XX settembre 1870: La Breccia di Porta Pia. Ma oggi?

Breccia di porta pia

Breccia di Porta Pia -Oggi si celebra, anzi si dovrebbe celebrare un evento fondamentale per la nostra patria: l’annessione di Roma al Regno d’Italia. In effetti il XX settembre, una data fondamentale del Risorgimento, è sempre stata festa nazionale, fino alla firma dei Patti Lateranensi nel 1930.

Mi chiedo se sia possibile paragonare il risorgimento ai giorni d’oggi. Certamente il momento storico è completamente diverso e fare un parallelismo è un esercizio mentale di una certa difficoltà. Forse pure inutile, sotto certi aspetti.

Quello che vedo, e con preoccupazione, non sono tanto le differenze del periodo di riferimento, ma la differenza degli uomini che compongono la nostra popolazione.

Siamo passati da personaggi del calibro di Mazzini, Garibaldi, Cavour, Bixio a… meglio soprassedere.

Si urlava a Calatafimi: qui si fa l’Italia, o si muore! C’erano i moti carbonari. C’era voglia di identità nazionale, di una patria per cui vivere, di una bandiera per cui morire.

Ed oggi? Possiamo ragionare per assurdo e paragonare ciò che successe a quel tempo con la voglia di un’unità sovranazionale come l’Europa? Forse nell’isola immaginaria di Utopia di Tommaso Moro, forse in un’accezione estremamente romantica del concetto. Ma non credo proprio che possa accadere nella realtà.

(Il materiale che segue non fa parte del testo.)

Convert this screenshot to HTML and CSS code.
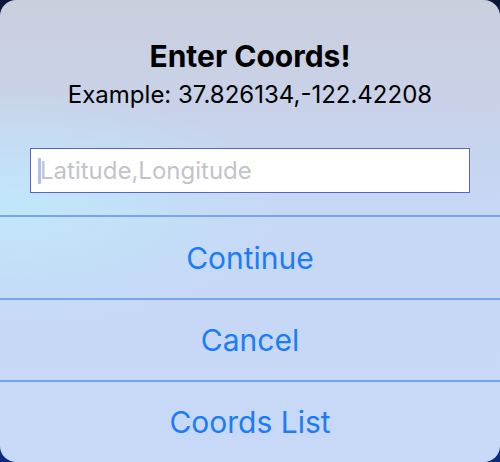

Noi, gli uomini, i cittadini, i patrioti, non siamo neanche lontani parenti dagli eroi risorgimentali.

Non ci rendiamo conto che pur di stare al tavolo dei potenti, siamo disposti a mortificarci. Siamo la settima potenza mondiale. La seconda in Europa come manifattura. La terza come agricoltura. Ma soffriamo di un complesso di inferiorità drammatico. Vogliamo stare nel salotto buono, ma non abbiamo il coraggio di sederci sul divano assieme a Francia e Germania. Anzi, stiamo in piedi, vicino alla porta, e magari come dei bravi maggiordomi, la apriamo per fare entrare gli altri partecipanti, sicuramente meno importanti di noi.

Il grande Indro Montanelli sosteneva che gli italiani sono i migliori al mondo a fare lavori servili, e che hanno la capacità camaleontica di adattarsi alle altre popolazioni. Al punto di perdere la propria identità.

Copriamo le nudità dei nostri capolavori artistici, per non insultare i nostri ospiti. Eliminiamo il Natale dalle scuole per i bambini non cristiani, distruggiamo il nostro passato per accontentare lo straniero. Noi, gli stessi italiani che hanno combattuto sul Piave!

Siamo, come è giusto, una popolazione che ha voglia di futuro. Ma come possiamo costruire un futuro solido se non conosciamo, anzi (orrore!) distruggiamo il nostro passato?

Ci stiamo talmente annichilendo per far contento chiunque, che non saremo nemmeno più in grado di chiamarci italiani.

L’Europa impone, noi chiniamo la testa

L’Europa impone e noi ubbidiamo. Altrimenti, come diceva nel suo discorso alla Nazione il Presidente Mattarella, l’economia europea ci punirebbe. Poveri noi! Una vita da subordinati ci sta aspettando. Comoda, senza rischi se vogliamo, ma totalmente vuota.

Ci impongono di accogliere tutti quelli che arrivano quando: la Francia, l’illuminata Francia, pur di respingere i migranti, invade il territorio sovrano della Repubblica Italiana con i propri armigeri a Ventimiglia. Quando la Spagna, la Spagna del partito socialista operaio, accoglie una tantum un barcone e usa il bastone; per non parlare delle recinzioni a Gibilterra. Quando la Germania, la gloriosa Germania paladina dell’Europa, dichiara di voler buttar fuori gli Italiani che non hanno lavoro. Non parliamo dell’Austria. Però i razzisti siamo noi. E noi non solo non protestiamo, ma diciamo pure che hanno ragione.

L’Europa ci impone di aprire, di eliminare i nostri confini. Ma loro invece li chiudono. E noi ci mortifichiamo, chiniamo la testa, perdiamo la nostra identità nazionale per paura che ci mettano sul pianerottolo. Quando non abbiamo ancora capito che l’Europa, senza di noi, senza gli italiani, non esisterebbe.

A me non fa paura lo straniero. A me fa paura l’italiano, che non ricorda più chi era per cercare di andare dove, se non fosse un vero italiano, non lo vorrebbero più.